* Exercise task: Copy each line in the data that includes the word "Rebuild".

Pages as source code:
________________________

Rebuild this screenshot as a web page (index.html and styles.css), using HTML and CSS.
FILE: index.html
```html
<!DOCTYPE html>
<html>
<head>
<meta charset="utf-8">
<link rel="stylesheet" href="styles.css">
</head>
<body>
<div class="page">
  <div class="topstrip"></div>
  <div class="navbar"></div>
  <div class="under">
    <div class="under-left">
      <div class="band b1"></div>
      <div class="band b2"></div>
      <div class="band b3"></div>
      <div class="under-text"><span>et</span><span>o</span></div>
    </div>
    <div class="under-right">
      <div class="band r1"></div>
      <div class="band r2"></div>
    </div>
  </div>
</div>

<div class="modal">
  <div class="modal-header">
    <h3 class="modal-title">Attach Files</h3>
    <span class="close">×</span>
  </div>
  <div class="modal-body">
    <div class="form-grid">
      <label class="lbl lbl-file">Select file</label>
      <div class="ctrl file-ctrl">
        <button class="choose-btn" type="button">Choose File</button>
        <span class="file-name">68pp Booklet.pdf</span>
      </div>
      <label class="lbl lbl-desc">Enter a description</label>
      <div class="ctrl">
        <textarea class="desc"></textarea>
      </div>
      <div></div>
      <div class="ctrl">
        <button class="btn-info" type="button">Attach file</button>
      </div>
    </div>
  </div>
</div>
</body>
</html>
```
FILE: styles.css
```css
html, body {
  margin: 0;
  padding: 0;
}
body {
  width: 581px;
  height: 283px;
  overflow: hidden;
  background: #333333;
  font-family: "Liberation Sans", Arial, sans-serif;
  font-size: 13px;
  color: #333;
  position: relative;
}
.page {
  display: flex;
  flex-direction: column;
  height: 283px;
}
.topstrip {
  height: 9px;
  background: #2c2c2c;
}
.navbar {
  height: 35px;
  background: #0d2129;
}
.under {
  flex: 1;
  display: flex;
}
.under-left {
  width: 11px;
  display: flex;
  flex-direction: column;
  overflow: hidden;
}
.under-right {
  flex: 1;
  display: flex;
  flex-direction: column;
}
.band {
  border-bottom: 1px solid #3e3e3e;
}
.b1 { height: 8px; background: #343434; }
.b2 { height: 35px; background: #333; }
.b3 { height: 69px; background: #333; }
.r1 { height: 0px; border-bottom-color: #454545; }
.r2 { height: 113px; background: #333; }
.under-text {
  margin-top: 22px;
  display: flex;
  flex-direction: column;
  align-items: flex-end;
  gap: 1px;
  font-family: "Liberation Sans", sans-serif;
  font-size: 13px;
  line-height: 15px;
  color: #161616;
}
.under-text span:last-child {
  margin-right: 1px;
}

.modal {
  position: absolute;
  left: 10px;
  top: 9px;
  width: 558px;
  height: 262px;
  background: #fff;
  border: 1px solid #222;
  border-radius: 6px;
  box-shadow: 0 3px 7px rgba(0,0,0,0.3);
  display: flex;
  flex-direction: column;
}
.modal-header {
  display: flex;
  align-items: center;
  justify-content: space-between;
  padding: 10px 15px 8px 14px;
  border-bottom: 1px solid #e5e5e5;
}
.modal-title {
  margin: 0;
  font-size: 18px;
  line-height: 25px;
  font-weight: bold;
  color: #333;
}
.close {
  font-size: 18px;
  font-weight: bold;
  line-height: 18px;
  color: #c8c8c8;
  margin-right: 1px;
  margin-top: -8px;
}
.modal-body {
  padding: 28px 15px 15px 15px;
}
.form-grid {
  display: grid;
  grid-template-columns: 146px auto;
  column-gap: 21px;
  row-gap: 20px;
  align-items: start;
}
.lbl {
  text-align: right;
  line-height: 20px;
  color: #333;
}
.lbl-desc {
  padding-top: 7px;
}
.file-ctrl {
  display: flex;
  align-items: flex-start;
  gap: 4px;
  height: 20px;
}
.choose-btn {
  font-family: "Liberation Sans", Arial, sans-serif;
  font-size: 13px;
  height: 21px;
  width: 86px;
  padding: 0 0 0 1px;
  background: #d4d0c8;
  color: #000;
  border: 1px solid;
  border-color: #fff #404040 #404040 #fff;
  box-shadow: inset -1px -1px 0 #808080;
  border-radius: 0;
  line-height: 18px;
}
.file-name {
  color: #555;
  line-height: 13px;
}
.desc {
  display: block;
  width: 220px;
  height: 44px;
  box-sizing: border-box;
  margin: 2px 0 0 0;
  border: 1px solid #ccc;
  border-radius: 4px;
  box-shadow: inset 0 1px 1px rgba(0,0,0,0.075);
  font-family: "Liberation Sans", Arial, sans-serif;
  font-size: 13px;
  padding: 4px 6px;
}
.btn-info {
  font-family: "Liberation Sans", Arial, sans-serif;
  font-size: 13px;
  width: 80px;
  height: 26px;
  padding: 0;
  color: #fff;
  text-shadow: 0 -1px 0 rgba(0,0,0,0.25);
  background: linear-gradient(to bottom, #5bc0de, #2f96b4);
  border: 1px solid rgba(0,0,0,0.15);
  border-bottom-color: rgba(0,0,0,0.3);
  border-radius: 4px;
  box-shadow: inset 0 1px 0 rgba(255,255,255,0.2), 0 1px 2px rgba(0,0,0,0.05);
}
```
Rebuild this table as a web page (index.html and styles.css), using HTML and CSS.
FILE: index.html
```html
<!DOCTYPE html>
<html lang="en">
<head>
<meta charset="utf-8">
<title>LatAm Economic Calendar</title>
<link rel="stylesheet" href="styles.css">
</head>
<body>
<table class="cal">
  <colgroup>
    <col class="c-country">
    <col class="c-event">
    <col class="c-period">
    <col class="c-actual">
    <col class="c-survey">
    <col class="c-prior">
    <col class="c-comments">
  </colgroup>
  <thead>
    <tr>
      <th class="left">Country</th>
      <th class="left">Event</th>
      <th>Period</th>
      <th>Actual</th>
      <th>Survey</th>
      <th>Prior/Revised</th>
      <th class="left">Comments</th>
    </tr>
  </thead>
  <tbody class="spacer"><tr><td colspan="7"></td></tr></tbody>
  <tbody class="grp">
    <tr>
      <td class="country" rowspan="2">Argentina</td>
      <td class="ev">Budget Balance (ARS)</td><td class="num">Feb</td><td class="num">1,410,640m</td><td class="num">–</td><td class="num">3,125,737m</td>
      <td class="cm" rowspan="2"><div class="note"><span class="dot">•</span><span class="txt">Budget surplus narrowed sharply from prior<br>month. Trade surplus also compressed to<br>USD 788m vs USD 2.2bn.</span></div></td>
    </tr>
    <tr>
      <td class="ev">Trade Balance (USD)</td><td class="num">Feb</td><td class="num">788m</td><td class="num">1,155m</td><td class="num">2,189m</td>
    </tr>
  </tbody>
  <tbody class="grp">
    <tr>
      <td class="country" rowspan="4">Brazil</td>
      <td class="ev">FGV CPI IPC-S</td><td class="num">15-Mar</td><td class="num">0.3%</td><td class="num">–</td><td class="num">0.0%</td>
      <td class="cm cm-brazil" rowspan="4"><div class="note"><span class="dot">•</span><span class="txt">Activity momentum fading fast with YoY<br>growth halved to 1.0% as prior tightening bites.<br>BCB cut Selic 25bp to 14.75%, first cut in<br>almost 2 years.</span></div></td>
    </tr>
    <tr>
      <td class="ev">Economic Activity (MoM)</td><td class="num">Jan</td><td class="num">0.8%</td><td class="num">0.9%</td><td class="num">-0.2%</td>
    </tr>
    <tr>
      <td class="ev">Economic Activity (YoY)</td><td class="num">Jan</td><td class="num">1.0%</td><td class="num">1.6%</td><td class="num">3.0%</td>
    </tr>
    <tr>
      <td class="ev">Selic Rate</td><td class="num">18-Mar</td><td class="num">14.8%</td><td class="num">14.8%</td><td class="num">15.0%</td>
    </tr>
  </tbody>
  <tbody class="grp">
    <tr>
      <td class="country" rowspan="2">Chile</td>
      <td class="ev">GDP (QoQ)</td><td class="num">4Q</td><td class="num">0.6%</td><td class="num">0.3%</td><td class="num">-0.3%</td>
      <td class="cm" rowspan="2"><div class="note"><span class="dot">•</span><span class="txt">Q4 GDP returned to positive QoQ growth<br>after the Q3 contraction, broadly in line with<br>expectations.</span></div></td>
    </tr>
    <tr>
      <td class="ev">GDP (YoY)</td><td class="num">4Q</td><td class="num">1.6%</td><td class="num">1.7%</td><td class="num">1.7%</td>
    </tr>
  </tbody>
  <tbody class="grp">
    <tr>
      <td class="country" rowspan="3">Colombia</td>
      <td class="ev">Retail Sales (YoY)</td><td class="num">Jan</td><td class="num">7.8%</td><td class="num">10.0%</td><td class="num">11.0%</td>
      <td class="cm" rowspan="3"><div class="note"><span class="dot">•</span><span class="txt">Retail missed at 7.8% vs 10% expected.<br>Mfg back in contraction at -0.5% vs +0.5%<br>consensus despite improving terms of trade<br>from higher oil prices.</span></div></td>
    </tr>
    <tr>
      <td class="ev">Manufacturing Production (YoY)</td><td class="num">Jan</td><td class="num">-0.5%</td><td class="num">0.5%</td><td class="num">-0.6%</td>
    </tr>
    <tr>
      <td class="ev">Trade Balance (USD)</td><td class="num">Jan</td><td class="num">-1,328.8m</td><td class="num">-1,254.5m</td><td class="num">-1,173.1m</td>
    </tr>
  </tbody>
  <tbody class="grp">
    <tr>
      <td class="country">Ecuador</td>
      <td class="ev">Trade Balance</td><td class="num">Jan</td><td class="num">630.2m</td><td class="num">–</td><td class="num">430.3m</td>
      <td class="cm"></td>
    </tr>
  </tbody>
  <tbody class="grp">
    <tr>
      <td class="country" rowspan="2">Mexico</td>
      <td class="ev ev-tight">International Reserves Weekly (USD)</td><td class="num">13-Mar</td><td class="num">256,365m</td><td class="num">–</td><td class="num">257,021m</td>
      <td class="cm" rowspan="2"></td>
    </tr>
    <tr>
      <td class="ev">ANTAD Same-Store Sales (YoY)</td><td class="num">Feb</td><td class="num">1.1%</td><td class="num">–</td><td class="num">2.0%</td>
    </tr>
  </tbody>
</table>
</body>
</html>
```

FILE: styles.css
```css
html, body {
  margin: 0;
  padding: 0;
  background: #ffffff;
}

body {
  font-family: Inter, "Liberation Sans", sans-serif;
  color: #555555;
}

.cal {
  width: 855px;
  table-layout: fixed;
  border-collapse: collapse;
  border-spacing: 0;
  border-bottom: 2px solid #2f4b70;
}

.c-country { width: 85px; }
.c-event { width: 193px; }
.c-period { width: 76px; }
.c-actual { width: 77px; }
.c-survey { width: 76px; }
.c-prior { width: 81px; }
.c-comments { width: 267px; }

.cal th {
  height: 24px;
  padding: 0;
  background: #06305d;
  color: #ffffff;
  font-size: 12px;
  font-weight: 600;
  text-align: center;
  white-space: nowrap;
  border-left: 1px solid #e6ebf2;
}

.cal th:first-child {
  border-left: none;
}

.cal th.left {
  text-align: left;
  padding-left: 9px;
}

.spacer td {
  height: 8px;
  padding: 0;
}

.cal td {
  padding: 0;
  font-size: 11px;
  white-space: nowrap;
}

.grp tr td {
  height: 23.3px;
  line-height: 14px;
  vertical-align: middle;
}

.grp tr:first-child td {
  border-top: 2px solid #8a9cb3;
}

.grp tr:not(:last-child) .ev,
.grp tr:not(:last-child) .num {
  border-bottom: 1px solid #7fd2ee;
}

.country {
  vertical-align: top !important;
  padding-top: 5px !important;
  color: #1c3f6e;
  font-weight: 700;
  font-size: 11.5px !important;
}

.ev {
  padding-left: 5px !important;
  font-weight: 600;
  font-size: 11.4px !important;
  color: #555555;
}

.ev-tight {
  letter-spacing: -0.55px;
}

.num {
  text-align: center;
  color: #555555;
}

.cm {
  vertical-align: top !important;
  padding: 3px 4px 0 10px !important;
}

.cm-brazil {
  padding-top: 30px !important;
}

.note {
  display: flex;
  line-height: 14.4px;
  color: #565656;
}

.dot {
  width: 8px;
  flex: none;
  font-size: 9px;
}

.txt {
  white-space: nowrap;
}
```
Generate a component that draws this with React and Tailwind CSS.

________________________

* Complete response:
Rebuild this screenshot as a web page (index.html and styles.css), using HTML and CSS.
Rebuild this table as a web page (index.html and styles.css), using HTML and CSS.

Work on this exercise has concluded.